From selling no shoes above $80 previously, Becker predicted Reebok will sell 4.4 million pairs within the next two years. “We haven’t been able to sell a $110 shoe in the last 10 years, but this is relevant product,” said Becker, adding he expects to sell at least 400,000 pairs of Easy Tone shoes this year.
•Communicated the fresh positioning with new initiatives such as the high-profile partnership with Cirque du Soleil, creating the Jukari Fit to Fly workout (which is launching in top gyms of 12 cities worldwide this year) and two apparel and footwear collections — On the Move and the Reebok-Cirque du Soleil collection (which launch in Nordstrom and Dick’s Sporting Goods, respectively, at the end of the month). Although Jukari and Easy Tone are two main product components of the new Reebok, they have separate objectives, said Hainer. Jukari creates a “halo effect” for the brand, getting Reebok “back in the mind of the female consumer,” while Easy Tone “will sell tons of product,” he said. Two weeks ago, Jukari launched in Miami with more than 50 members of the media, and executives expect a flood of coverage for the concept this year.

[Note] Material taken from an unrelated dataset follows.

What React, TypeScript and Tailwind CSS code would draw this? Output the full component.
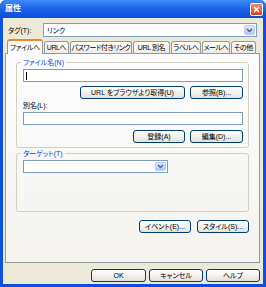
import React from "react";

const font =
  "font-['Liberation_Sans','Noto_Sans_CJK_JP',sans-serif] [font-feature-settings:'palt']";

function Button({ label, className = "" }: { label: string; className?: string }) {
  return (
    <div
      className={`flex h-[13px] items-center justify-center whitespace-nowrap rounded-[3px] border border-[#003c74] bg-linear-to-b from-white to-[#e4e2d8] text-[7px] leading-none text-black ${className}`}
    >
      {label}
    </div>
  );
}

function DropArrow() {
  return (
    <div className="flex h-full w-[11px] items-center justify-center rounded-[2px] border border-[#b9cdf8] bg-linear-to-b from-[#dce7fe] to-[#b2c7f6]">
      <svg width="7" height="5" viewBox="0 0 7 5">
        <path d="M1 1 L3.5 3.5 L6 1" stroke="#4d6185" strokeWidth="1.4" fill="none" />
      </svg>
    </div>
  );
}

const tabs = [
  { label: "URLへ", w: "w-[25px]" },
  { label: "パスワード付きリンク", w: "w-[62px]" },
  { label: "URL 別名", w: "w-[37px]" },
  { label: "ラベルへ", w: "w-[30px]" },
  { label: "メールへ", w: "w-[28px]" },
  { label: "その他", w: "w-[25px]" },
];

export default function App() {
  return (
    <div className={`flex h-[287px] w-[266px] flex-col overflow-hidden rounded-t-[6px] bg-[#0a52dc] ${font}`}>
      {/* title bar */}
      <div className="flex h-[18px] shrink-0 items-center justify-between bg-linear-to-b from-[#3d8af7] via-[#1a62e6] to-[#0a4fd8] pl-[5px] pr-[3px]">
        <span className="text-[8px] font-bold leading-none text-white">属性</span>
        <div className="flex h-[13px] w-[13px] items-center justify-center rounded-[2px] border border-white bg-linear-to-b from-[#f08a62] to-[#d5401c]">
          <svg width="7" height="7" viewBox="0 0 7 7">
            <path d="M1 1 L6 6 M6 1 L1 6" stroke="white" strokeWidth="1.5" />
          </svg>
        </div>
      </div>

      {/* body */}
      <div className="mx-[3px] mb-[3px] flex flex-1 flex-col bg-[#ece9d8]">
        <div className="mt-[5px] flex h-[14px] items-center pl-[5px] pr-[6px]">
          <span className="w-[35px] text-[7px] leading-none">タグ(T):</span>
          <div className="flex h-full flex-1 items-center border border-[#7f9db9] bg-white p-[1px]">
            <span className="flex-1 pl-[2px] text-[7px] leading-none">リンク</span>
            <DropArrow />
          </div>
        </div>

        {/* tabs */}
        <div className="mt-[2px] flex h-[14px] items-end gap-[1px] pl-[4px]">
          <div className="relative z-10 -mb-[1px] flex h-[15px] w-[36px] items-center justify-center whitespace-nowrap rounded-t-[3px] border-x border-t-2 border-[#919b9c] border-t-[#e68b2c] bg-[#fcfcfe] text-[7px] leading-none tracking-[-0.3px]">
            ファイルへ
          </div>
          {tabs.map((t) => (
            <div
              key={t.label}
              className={`flex h-[12px] ${t.w} items-center justify-center whitespace-nowrap rounded-t-[3px] border-x border-t border-[#919b9c] bg-linear-to-b from-white to-[#ecebe6] text-[7px] leading-none tracking-[-0.4px]`}
            >
              {t.label}
            </div>
          ))}
        </div>

        {/* panel */}
        <div className="ml-[2px] mr-[3px] flex h-[210px] flex-col border border-[#919b9c] bg-linear-to-b from-[#fcfcfe] to-[#f4f3ee] px-[10px] pt-[4px]">
          <fieldset className="rounded-[3px] border border-[#d0d0bf] pb-[4px] pl-[6px] pr-[5px]">
            <legend className="ml-[-2px] px-[2px] text-[7px] leading-[9px] text-[#0046d5]">ファイル名(N)</legend>
            <div className="mt-[2px] flex h-[13px] items-center border border-[#7f9db9] bg-white pl-[2px]">
              <div className="h-[8px] w-[1px] bg-black" />
            </div>
            <div className="mt-[4px] flex justify-end gap-[5px]">
              <Button label="URL をブラウザより取得(U)" className="w-[105px]" />
              <Button label="参照(B)..." className="w-[53px]" />
            </div>
            <div className="mt-[2px] text-[7px] leading-[9px]">別名(L):</div>
            <div className="mt-[2px] h-[13px] border border-[#7f9db9] bg-white" />
            <div className="mt-[5px] flex justify-end gap-[5px]">
              <Button label="登録(A)" className="w-[52px]" />
              <Button label="編集(D)..." className="w-[53px]" />
            </div>
          </fieldset>

          <fieldset className="mt-[1px] rounded-[3px] border border-[#d0d0bf] pb-[38px] pl-[6px] pr-[5px]">
            <legend className="ml-[-2px] px-[2px] text-[7px] leading-[9px] text-[#0046d5]">ターゲット(T)</legend>
            <div className="mt-[2px] flex h-[13px] w-[145px] items-center border border-[#7f9db9] bg-white p-[1px]">
              <span className="flex-1" />
              <DropArrow />
            </div>
          </fieldset>

          <div className="mt-[8px] flex justify-end gap-[6px]">
            <Button label="イベント(E)..." className="w-[52px]" />
            <Button label="スタイル(S)..." className="w-[52px]" />
          </div>
        </div>

        {/* bottom buttons */}
        <div className="mt-[6px] flex justify-end gap-[3px] pr-[3px]">
          <Button label="OK" className="w-[55px]" />
          <Button label="キャンセル" className="w-[54px]" />
          <Button label="ヘルプ" className="w-[54px]" />
        </div>
      </div>
    </div>
  );
}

•Brought international licenses back in-house. Reebok used to directly control only the U.S. and U.K., but it has taken 95 percent of its licenses in-house, Hainer said, adding that the historic quality of the licensees created discrepancies in the brand’s reputation abroad. Reebok does more than half of its sales outside the U.S., and Hainer said he thinks international sales will continue to grow. “This brand has huge potential internationally,” Hainer said. “We have a good position in five to 10 countries, such as Poland, India and Russia. In other countries, Reebok has a lot of room to grow.”